The camp is north of here, in agrarian Maryland, which is past our suburban Maryland. It's privatized Fresh Air Fund and we drop her off at the parking lot of the elementary school around the corner from our house, where she hops a bus to a zip code with cows. So far she has climbed the obstacle course, tried archery, made a project in art, done mad science, held the wall of the pool all the way into the deep end, and gotten the first sunburn of her life on her shoulders (it's not bad--don't worry!).
She has not: cried.
Did you catch that?
My girl did not cry. You may be new here, and not understand how momentous that is, but my anxious girl did not cry. This is chorus-of-angels-singing laudable.

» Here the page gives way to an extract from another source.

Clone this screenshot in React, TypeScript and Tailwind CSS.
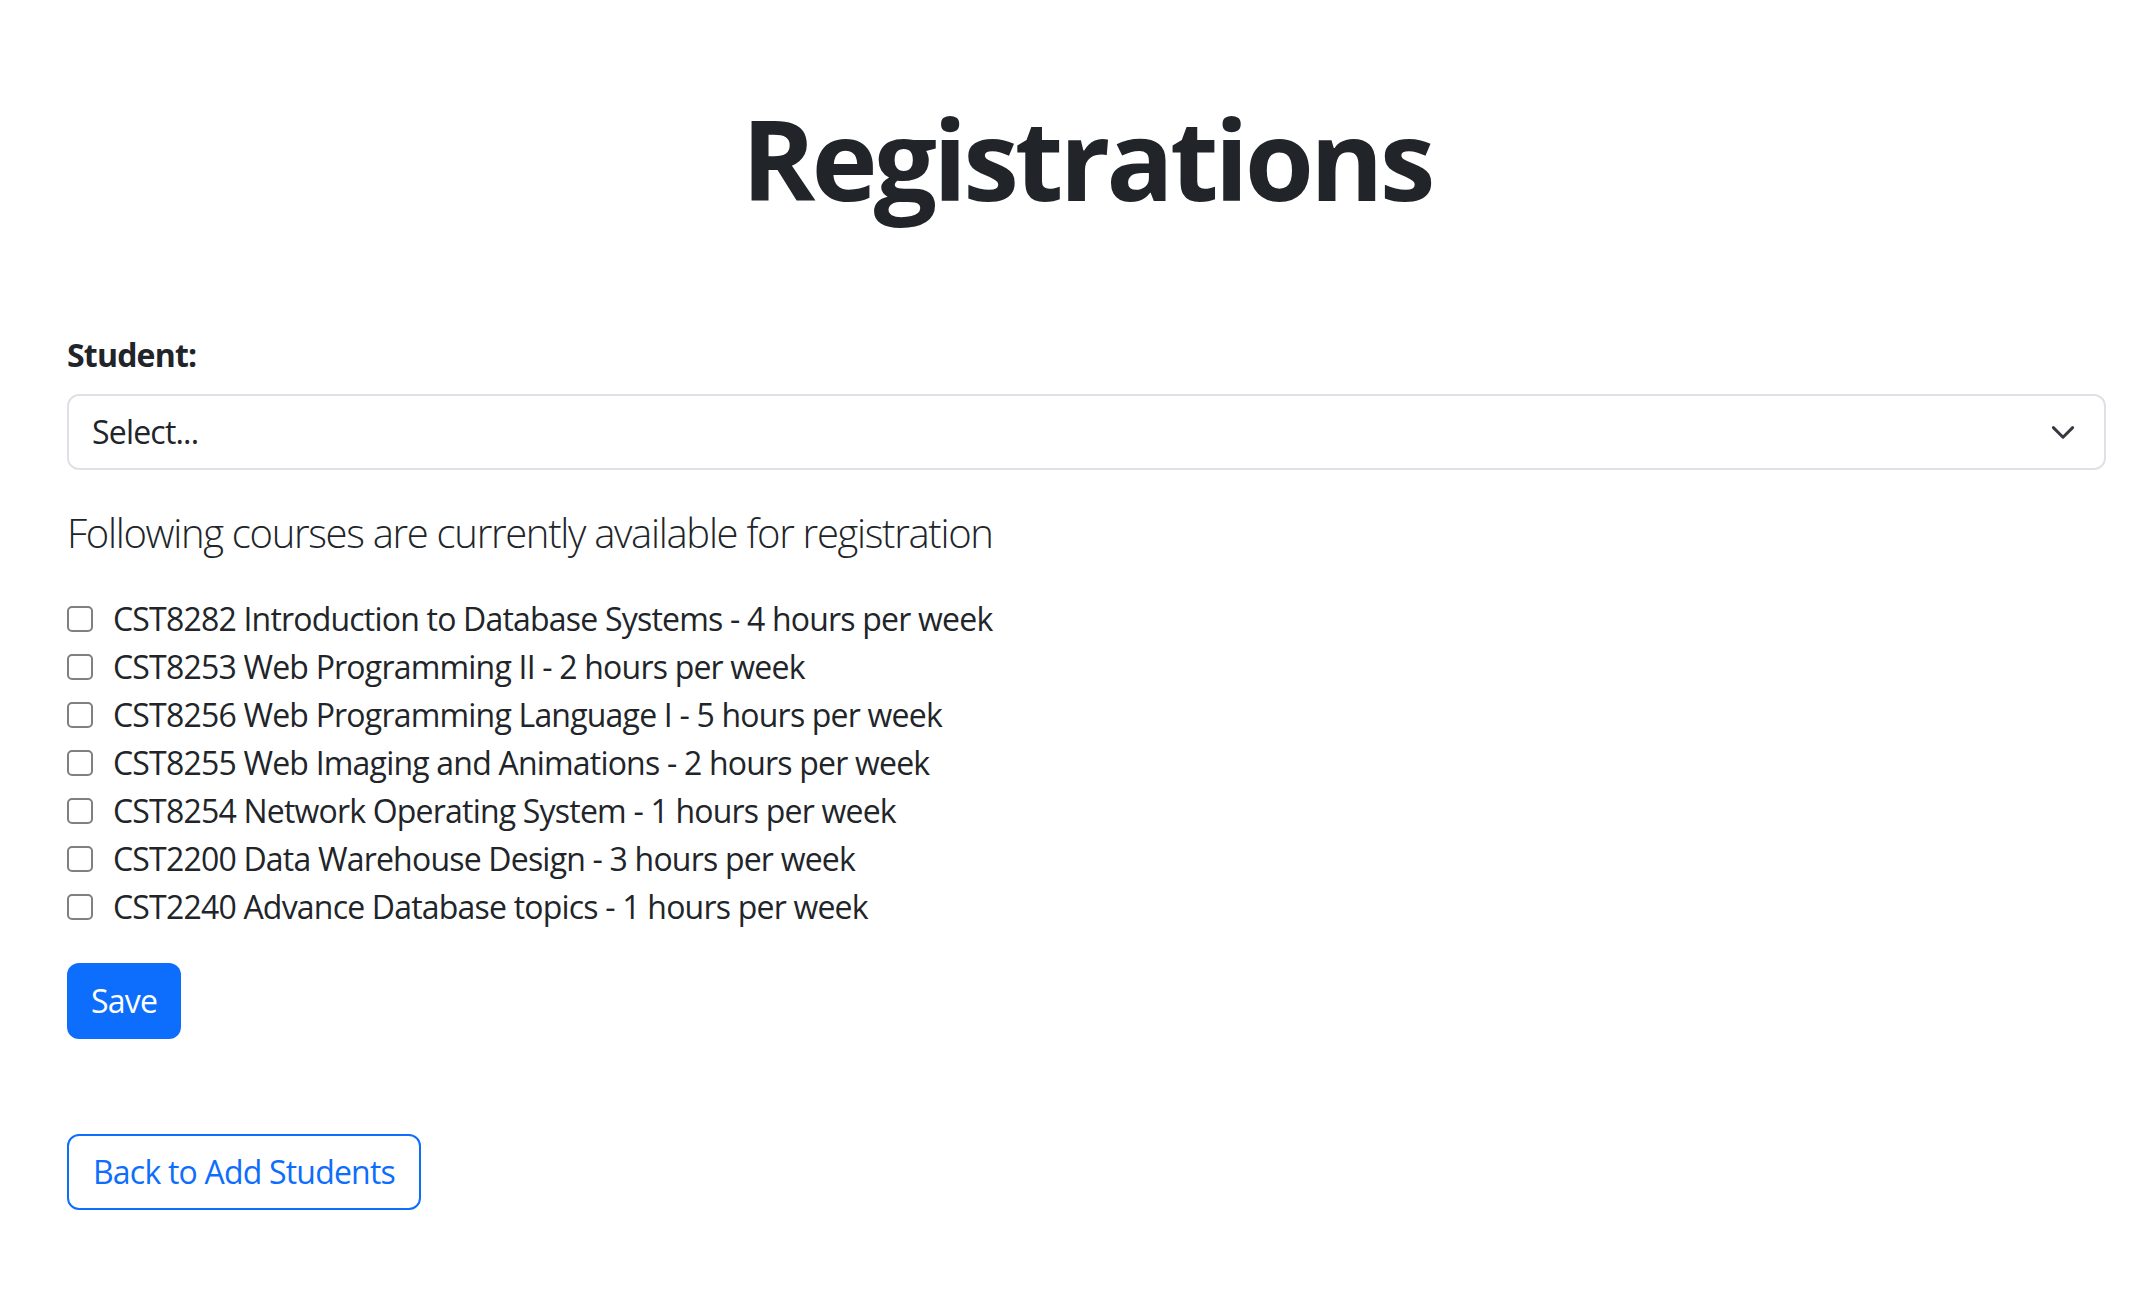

And that's all I want to tell you tonight. She was nervous but determined and she got on that bus. And twice in a row now, making it a not-fluke real-thing, she's come home smiling, bubbling over with stories of new friends and how to tell the two counselors with the same name apart, and how excited she is for Thursday's field trip. She came home with a purple tattoo on her lower back from the ink in the fabric marker I had used to (per instructions) put her name in her underwear. She's a camper, you know, so she needs everything labeled.
Part of me wants to scoop her up in my arms and squeal over her at how far she's come with managing her trepidations. But for two days now I played it cool, all nonchalant-like, as she spilled forth her stories, even though inside my head my cheeks were hurting from not smiling too widely. Let her not get self-conscious at her unselfconsciousness. Let her not remember how hard past beginnings have been. Let her not over-analyze. Let her be like any other kid. Just: camp was fun! Can I have a snack?
I can't tell her what a big deal this no-big-deal is.
So I'm telling you.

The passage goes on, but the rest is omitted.